Eserin tekniğinden kasıt, olay örgüsü, olay örgüsündeki kişilerin karşılaştırılması, kişilerle olayların uyumu, mekan, imaj, ton, sembol, tema / konu, ana duygu gibi şeylerdir. Bu eleştiri yönteminde eleştirmen, yapıtın en derinlerine iner. Bu bakımdan ince ve ayrıntıcı bir yöntemdir.
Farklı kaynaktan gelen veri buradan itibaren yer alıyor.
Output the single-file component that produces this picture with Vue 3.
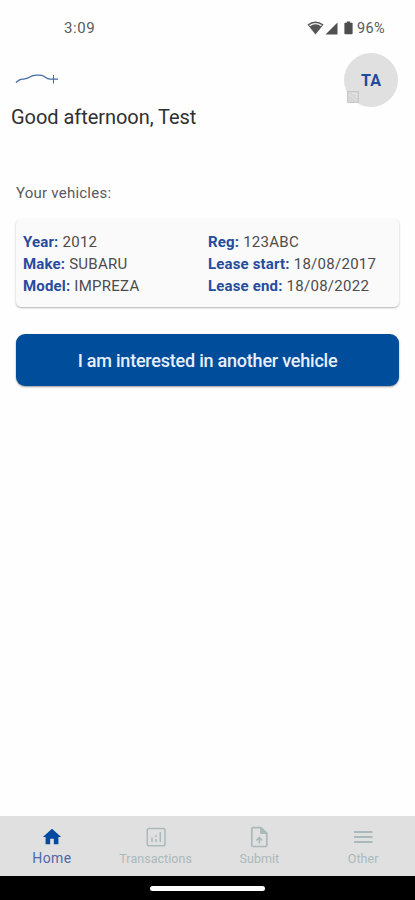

Eleştirme, tüm bu ayrıntılar arasında boğulmadan bu ayrıntıların arasındaki ilişkiyi keşfetmeli, bu ilişkilerin esere yaptığı katkıları göstermeli ve ilk bakışta fark edilmeyen saklı anlamları bulmalıdır.
Sanat, yapıtın taşıdığı konuyu işleme biçimi olarak değerlendirilir ve bu bakımdan yapıtın tekniği yapıtın her şeyidir biçimci eleştiri için.
Yukarıda adı geçen eleştiri yöntemleri, bugün kullanılan yöntemlerin sadece bir kısmıdır. Bugün, dünya çapında eleştiri, edebiyata ciddi ölçüde katkı sağlayan önemli bir konudur. Zaten sanat eleştirisi sanatın ne olduğunu sorgulayarak başlar ve bu bakımdan da sanata ve sanatçıya doğrudan katkı sağlar. Bu soruya verilen cevaplar da topluma ve insana göre değişebileceği için sanatta istenen zenginliğe ulaşılmaktadır. Önemli olan bu güzellikleri incitmeden sanatı ve sanatçıyı anlamak, ona katkı sağlamaktır. Ayrıca eleştiride nesnellik, öznellik gibi ayrımlar yapmak bir kural değil, bir tutumdur. Bu eleştirinin sadece bir bilim dalı olabilecek kadar geniş olduğunu gösterir ama yine de eleştirmen de en az sanatçı kadar özgür bir ortamda eleştirilerini yapmalıdır ki eleştiri istediği başarıyı göstersin.